[Instructions to follow]
Scan the records below for the word "screenshot" and give only the number of lines that hold it.

** BEGIN Extracted entries **

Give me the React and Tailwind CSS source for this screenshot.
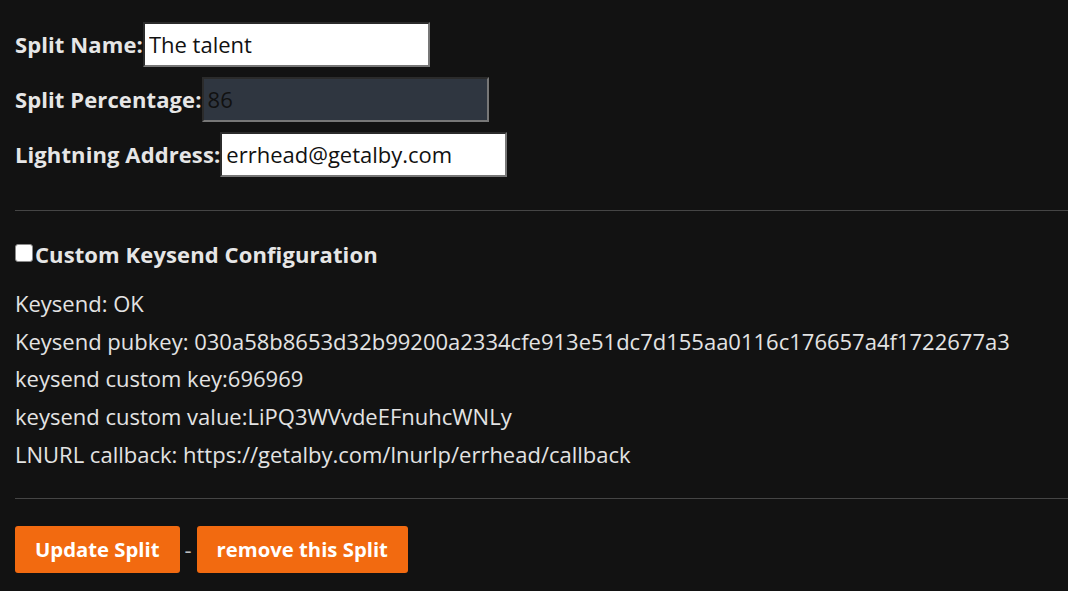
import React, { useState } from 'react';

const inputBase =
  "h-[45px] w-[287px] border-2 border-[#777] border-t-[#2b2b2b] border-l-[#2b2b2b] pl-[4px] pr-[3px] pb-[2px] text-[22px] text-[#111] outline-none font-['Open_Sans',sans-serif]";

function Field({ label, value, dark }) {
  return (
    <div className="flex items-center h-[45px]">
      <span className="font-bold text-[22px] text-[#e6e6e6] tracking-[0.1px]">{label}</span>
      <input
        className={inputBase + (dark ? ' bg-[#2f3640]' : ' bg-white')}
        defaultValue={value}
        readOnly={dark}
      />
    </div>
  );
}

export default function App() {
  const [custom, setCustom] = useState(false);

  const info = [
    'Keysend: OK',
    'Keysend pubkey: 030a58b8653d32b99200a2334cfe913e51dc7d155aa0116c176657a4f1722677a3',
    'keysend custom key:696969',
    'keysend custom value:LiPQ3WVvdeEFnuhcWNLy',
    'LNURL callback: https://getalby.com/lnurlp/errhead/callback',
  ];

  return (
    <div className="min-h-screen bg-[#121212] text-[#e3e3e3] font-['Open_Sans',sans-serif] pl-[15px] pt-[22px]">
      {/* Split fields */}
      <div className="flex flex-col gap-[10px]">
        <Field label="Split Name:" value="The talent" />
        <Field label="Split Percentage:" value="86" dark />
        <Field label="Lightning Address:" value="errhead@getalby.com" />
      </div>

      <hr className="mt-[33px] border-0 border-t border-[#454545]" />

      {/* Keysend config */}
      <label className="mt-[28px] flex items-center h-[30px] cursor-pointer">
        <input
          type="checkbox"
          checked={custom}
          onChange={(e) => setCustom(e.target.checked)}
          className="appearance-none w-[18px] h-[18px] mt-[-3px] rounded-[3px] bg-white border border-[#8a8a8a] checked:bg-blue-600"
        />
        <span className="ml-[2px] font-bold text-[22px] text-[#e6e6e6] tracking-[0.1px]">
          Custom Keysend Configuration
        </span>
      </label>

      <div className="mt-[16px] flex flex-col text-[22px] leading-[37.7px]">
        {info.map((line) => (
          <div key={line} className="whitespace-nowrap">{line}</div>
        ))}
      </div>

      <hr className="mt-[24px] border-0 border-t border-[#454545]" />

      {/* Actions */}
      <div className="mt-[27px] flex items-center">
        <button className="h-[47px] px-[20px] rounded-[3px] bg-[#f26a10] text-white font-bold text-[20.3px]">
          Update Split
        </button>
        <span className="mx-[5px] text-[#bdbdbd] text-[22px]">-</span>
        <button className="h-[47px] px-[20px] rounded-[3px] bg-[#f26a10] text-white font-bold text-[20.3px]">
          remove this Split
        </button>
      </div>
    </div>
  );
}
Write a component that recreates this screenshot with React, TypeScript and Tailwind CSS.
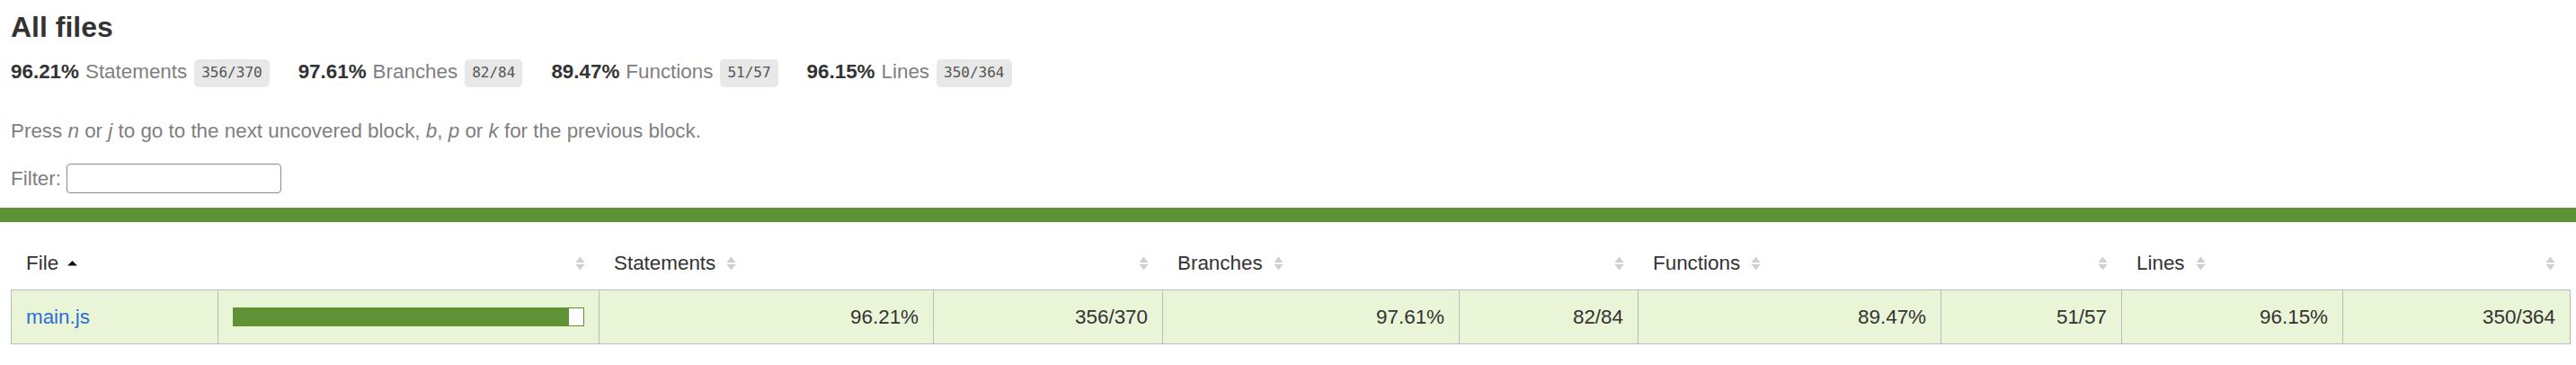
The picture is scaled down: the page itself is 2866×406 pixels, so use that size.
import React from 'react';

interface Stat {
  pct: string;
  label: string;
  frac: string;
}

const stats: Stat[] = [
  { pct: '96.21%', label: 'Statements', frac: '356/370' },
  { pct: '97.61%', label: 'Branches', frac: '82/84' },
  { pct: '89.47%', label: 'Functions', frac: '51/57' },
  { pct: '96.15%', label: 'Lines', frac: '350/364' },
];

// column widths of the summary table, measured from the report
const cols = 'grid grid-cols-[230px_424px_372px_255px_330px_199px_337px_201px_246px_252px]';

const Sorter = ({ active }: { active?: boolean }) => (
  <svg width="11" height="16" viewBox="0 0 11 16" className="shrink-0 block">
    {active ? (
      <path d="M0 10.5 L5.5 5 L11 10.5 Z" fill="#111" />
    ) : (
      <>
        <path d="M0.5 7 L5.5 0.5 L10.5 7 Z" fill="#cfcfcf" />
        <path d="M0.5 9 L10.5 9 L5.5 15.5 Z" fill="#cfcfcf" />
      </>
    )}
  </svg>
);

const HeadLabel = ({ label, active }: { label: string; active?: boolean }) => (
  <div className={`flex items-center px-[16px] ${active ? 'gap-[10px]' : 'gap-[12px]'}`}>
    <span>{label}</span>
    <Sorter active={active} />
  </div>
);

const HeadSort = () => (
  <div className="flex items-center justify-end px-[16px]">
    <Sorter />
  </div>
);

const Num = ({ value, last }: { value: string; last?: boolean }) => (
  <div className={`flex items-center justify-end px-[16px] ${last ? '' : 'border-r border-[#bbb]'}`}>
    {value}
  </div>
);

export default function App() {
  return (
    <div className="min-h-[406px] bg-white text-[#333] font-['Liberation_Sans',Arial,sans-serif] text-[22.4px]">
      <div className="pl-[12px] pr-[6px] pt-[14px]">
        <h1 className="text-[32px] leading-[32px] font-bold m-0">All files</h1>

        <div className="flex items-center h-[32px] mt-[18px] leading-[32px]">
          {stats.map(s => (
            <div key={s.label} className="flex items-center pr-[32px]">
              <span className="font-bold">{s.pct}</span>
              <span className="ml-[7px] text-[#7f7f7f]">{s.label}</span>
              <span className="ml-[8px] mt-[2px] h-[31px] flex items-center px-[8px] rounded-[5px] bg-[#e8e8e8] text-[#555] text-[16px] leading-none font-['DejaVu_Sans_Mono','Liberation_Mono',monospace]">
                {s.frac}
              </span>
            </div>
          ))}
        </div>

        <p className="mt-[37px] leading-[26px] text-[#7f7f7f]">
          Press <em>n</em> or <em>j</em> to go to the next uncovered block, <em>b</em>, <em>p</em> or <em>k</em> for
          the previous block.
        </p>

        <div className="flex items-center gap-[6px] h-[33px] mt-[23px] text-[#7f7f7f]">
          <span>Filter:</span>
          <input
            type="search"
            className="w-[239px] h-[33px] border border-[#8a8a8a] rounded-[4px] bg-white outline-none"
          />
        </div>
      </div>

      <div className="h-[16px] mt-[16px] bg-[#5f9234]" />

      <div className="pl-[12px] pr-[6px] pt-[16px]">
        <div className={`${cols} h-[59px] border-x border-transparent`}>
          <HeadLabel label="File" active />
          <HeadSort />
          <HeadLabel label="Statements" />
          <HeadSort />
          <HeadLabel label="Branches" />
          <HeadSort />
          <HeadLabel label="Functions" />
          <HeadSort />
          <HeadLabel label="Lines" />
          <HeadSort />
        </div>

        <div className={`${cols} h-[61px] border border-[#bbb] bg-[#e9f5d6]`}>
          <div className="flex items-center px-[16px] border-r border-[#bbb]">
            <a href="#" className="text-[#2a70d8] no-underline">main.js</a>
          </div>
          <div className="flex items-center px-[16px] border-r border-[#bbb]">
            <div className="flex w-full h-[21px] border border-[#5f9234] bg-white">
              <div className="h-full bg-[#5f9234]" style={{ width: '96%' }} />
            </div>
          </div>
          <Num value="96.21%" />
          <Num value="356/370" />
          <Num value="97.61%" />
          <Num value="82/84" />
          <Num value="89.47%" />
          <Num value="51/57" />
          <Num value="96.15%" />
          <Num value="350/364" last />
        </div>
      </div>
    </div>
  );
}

** END Extracted entries **

[Answer to this exercise]
2